Regardless of the hidden layer sizes, the peak memory utilization remains constant for the neural network application across all implementations. The cpp-eigen implementation has the lowest run time memory footprint, while python-numpy is the least efficient.

Note that the device RAM is 1024 MB however the peak memory utilization for both c-math.h and python-numpy are higher than this value. This can be explained by over allocation of memory by the operating system utilizing the swap space. The peak memory utilization measure is using the Maximum resident set size measure, which is roughly the total amount of physical memory assigned to a process at a given point in time. It does not count pages that have been swapped out, or that are mapped from a file but not currently loaded into physical memory.

| Program | 1600   | 6370   | 13002  | 40522  | 57250  | 85642  | 101770 |
|---------|--------|--------|--------|--------|--------|--------|--------|
| PyTorch | 1171.8 | 1171.8 | 1171.8 | 1173.8 | 1172.9 | 1172.9 | 1174.8 |
| NumPy   | 1303.7 | 1303.7 | 1303.7 | 1303.7 | 1303.7 | 1303.7 | 1303.7 |
| Eigen   | 752.6  | 752.7  | 754.3  | 755.8  | 757.1  | 758.6  | 759.9  |
| С       | 1079.0 | 1079.2 | 1079.5 | 1080.8 | 1081.6 | 1082.9 | 1083.7 |

Table 6.1. Peak Memory Utilized for a single epoch during training based on Maximum Resident Set Size measure (MB)

## 7. Discussion

This chapter contains discussions on the benchmark application performance and on the experience while working on the project.

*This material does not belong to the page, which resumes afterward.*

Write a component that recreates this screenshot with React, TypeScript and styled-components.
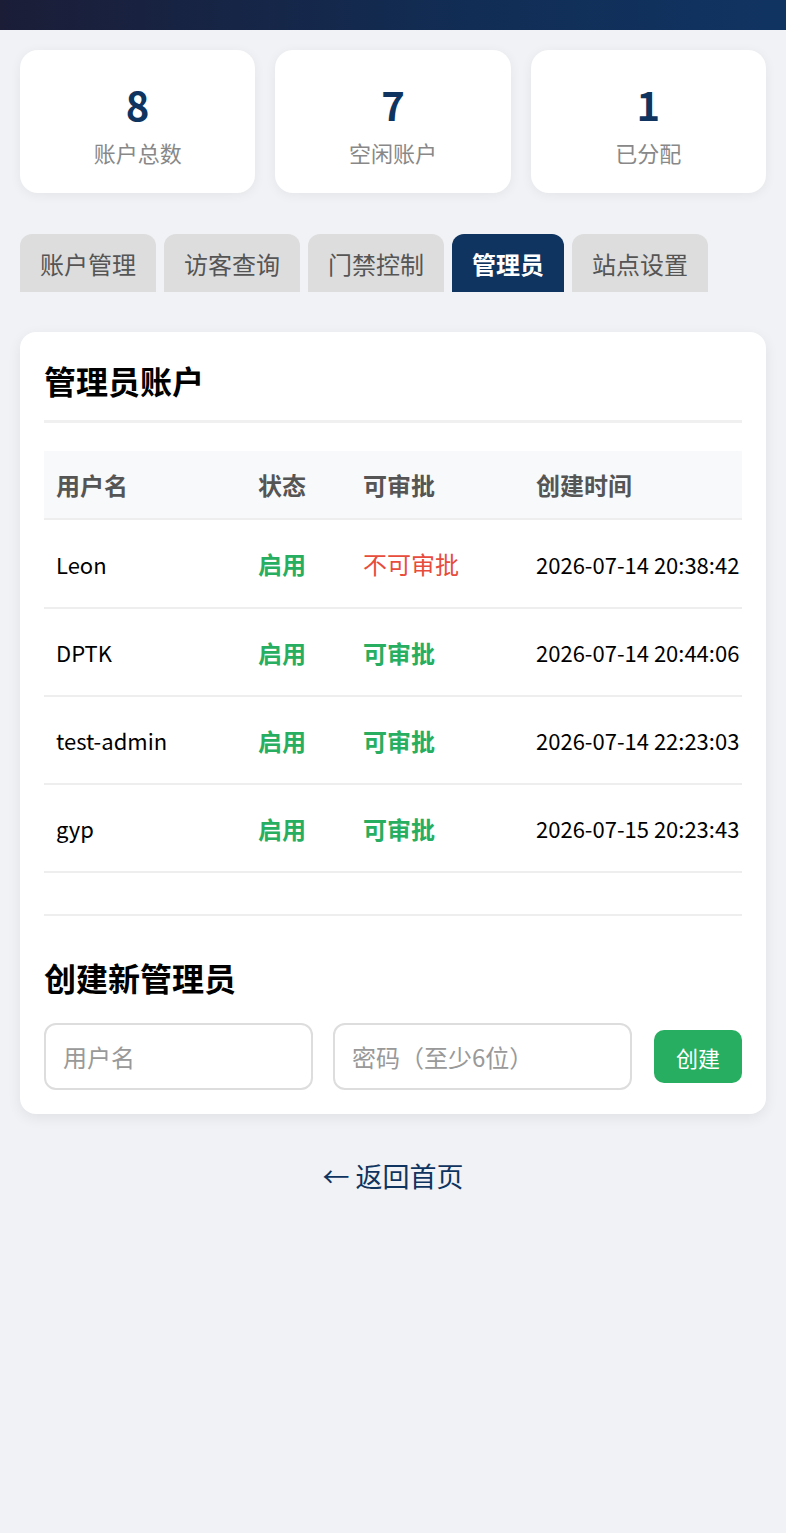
import styled, { createGlobalStyle } from "styled-components";

interface adminType {
	id: number;
	username: string;
	enabled: boolean;
	canApprove: boolean;
	createdAt: string;
}

const stats = [
	{ label: "账户总数", value: 8 },
	{ label: "空闲账户", value: 7 },
	{ label: "已分配", value: 1 },
];

const tabs = ["账户管理", "访客查询", "门禁控制", "管理员", "站点设置"];

const admins: adminType[] = [
	{ id: 1, username: "Leon", enabled: true, canApprove: false, createdAt: "2026-07-14 20:38:42" },
	{ id: 2, username: "DPTK", enabled: true, canApprove: true, createdAt: "2026-07-14 20:44:06" },
	{ id: 3, username: "test-admin", enabled: true, canApprove: true, createdAt: "2026-07-14 22:23:03" },
	{ id: 4, username: "gyp", enabled: true, canApprove: true, createdAt: "2026-07-15 20:23:43" },
];

const App = () => {
	return (
		<>
			<GlobalStyle />
			<TopBar />
			<Page>
				<StatGrid>
					{stats.map((s) => (
						<StatCard key={s.label}>
							<StatValue>{s.value}</StatValue>
							<StatLabel>{s.label}</StatLabel>
						</StatCard>
					))}
				</StatGrid>

				<TabBar>
					{tabs.map((t) => (
						<Tab key={t} $active={t === "管理员"}>
							{t}
						</Tab>
					))}
				</TabBar>

				<Panel>
					<PanelTitle>管理员账户</PanelTitle>
					<TableWrap>
						<Table>
							<colgroup>
								<col style={{ width: 202 }} />
								<col style={{ width: 105 }} />
								<col style={{ width: 173 }} />
								<col />
							</colgroup>
							<thead>
								<tr>
									<th>用户名</th>
									<th>状态</th>
									<th>可审批</th>
									<th>创建时间</th>
								</tr>
							</thead>
							<tbody>
								{admins.map((el) => (
									<tr key={el.id}>
										<td>{el.username}</td>
										<td>
											<Status $tone={el.enabled ? "ok" : "off"}>{el.enabled ? "启用" : "停用"}</Status>
										</td>
										<td>
											{el.canApprove ? (
												<Status $tone="ok">可审批</Status>
											) : (
												<Status $tone="off">不可审批</Status>
											)}
										</td>
										<td className="date">{el.createdAt}</td>
									</tr>
								))}
							</tbody>
						</Table>
					</TableWrap>

					<CreateSection>
						<SubTitle>创建新管理员</SubTitle>
						<FormRow>
							<Input $width={269} placeholder="用户名" />
							<Input $width={299} type="password" placeholder="密码（至少6位）" />
							<CreateButton>创建</CreateButton>
						</FormRow>
					</CreateSection>
				</Panel>

				<BackLink href="#">← 返回首页</BackLink>
			</Page>
		</>
	);
};

export default App;

const GlobalStyle = createGlobalStyle`
	* {
		box-sizing: border-box;
	}
	body {
		margin: 0;
		background: #f0f2f5;
		font-family: "Noto Sans CJK SC", "Noto Sans", sans-serif;
		color: #000;
	}
`;

const TopBar = styled.div`
	height: 30px;
	background: linear-gradient(90deg, #1b1d37 0%, #112d55 60%, #103462 100%);
`;

const Page = styled.div`
	padding: 20px 20px 60px;
`;

const StatGrid = styled.div`
	display: grid;
	grid-template-columns: repeat(3, 1fr);
	gap: 20px;
`;

const StatCard = styled.div`
	height: 143px;
	padding-top: 4px;
	background: #fff;
	border-radius: 18px;
	box-shadow: 0 2px 12px rgba(0, 0, 0, 0.06);
	display: flex;
	flex-direction: column;
	align-items: center;
	justify-content: center;
	gap: 9px;
`;

const StatValue = styled.div`
	font-size: 40px;
	font-weight: 700;
	line-height: 48px;
	color: #0f3460;
`;

const StatLabel = styled.div`
	font-size: 22px;
	line-height: 30px;
	color: #888;
`;

const TabBar = styled.div`
	display: flex;
	gap: 8px;
	margin-top: 41px;
`;

const Tab = styled.div<{ $active?: boolean }>`
	height: 58px;
	padding: 0 20px;
	display: flex;
	align-items: center;
	border-radius: 12px 12px 0 0;
	font-size: 24px;
	font-weight: ${(p) => (p.$active ? 700 : 400)};
	background: ${(p) => (p.$active ? "#0f3460" : "#dddddd")};
	color: ${(p) => (p.$active ? "#fff" : "#555")};
`;

const Panel = styled.div`
	margin-top: 40px;
	background: #fff;
	border-radius: 16px;
	box-shadow: 0 4px 14px rgba(0, 0, 0, 0.07);
	padding: 24px;
`;

const PanelTitle = styled.h2`
	margin: 0;
	font-size: 32px;
	line-height: 48px;
	font-weight: 700;
	padding-bottom: 16px;
	border-bottom: 3px solid #f0f0f0;
`;

const TableWrap = styled.div`
	margin-top: 28px;
	overflow: hidden;
`;

const Table = styled.table`
	width: 100%;
	border-collapse: collapse;
	table-layout: fixed;

	th,
	td {
		text-align: left;
		padding: 0 12px;
		white-space: nowrap;
		border-bottom: 2px solid #eee;
	}

	th {
		height: 68px;
		background: #f8f9fa;
		font-size: 24px;
		font-weight: 700;
		color: #555;
	}

	td {
		height: 88px;
		font-size: 22px;
		color: #000;
	}

	tbody tr:first-child td {
		height: 89px;
	}

	td.date {
		padding-right: 0;
	}
`;

const Status = styled.span<{ $tone: "ok" | "off" }>`
	font-size: 24px;
	color: ${(p) => (p.$tone === "ok" ? "#27ae60" : "#e74c3c")};
	font-weight: ${(p) => (p.$tone === "ok" ? 700 : 400)};
`;

const CreateSection = styled.div`
	margin-top: 41px;
	border-top: 2px solid #eee;
	padding-top: 37px;
`;

const SubTitle = styled.h3`
	margin: 0;
	font-size: 32px;
	line-height: 48px;
	font-weight: 700;
`;

const FormRow = styled.div`
	margin-top: 22px;
	display: flex;
	align-items: center;
	gap: 20px;
`;

const Input = styled.input<{ $width: number }>`
	flex: none;
	width: ${(p) => p.$width}px;
	min-width: 0;
	height: 67px;
	border: 2px solid #ddd;
	border-radius: 12px;
	padding: 0 17px;
	font-family: inherit;
	font-size: 24px;
	outline: none;

	&::placeholder {
		color: #999;
	}
`;

const CreateButton = styled.button`
	margin-left: auto;
	flex: none;
	width: 88px;
	height: 53px;
	padding: 0;
	border: none;
	border-radius: 10px;
	background: #27ae60;
	color: #fff;
	font-family: inherit;
	font-size: 22px;
	white-space: nowrap;
	cursor: pointer;
`;

const BackLink = styled.a`
	display: block;
	margin-top: 42px;
	text-align: center;
	font-size: 27px;
	color: #0f3460;
	text-decoration: none;
`;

The first section compares the performance of the different implementations while the second section examines the process of developing the benchmark applications. The last section describes in brief the distribution of work on the project between the two authors.

## 7.1 Comparing Benchmark Applications

As the benchmark applications share identical structures and configurations, it is expected that the model accuracy will be consistent. Figure 6.1 illustrates that the various implementations perform comparably across different parameter counts. The accuracy values of the different implementations are the most similar for the shapes that are between 8 and 64.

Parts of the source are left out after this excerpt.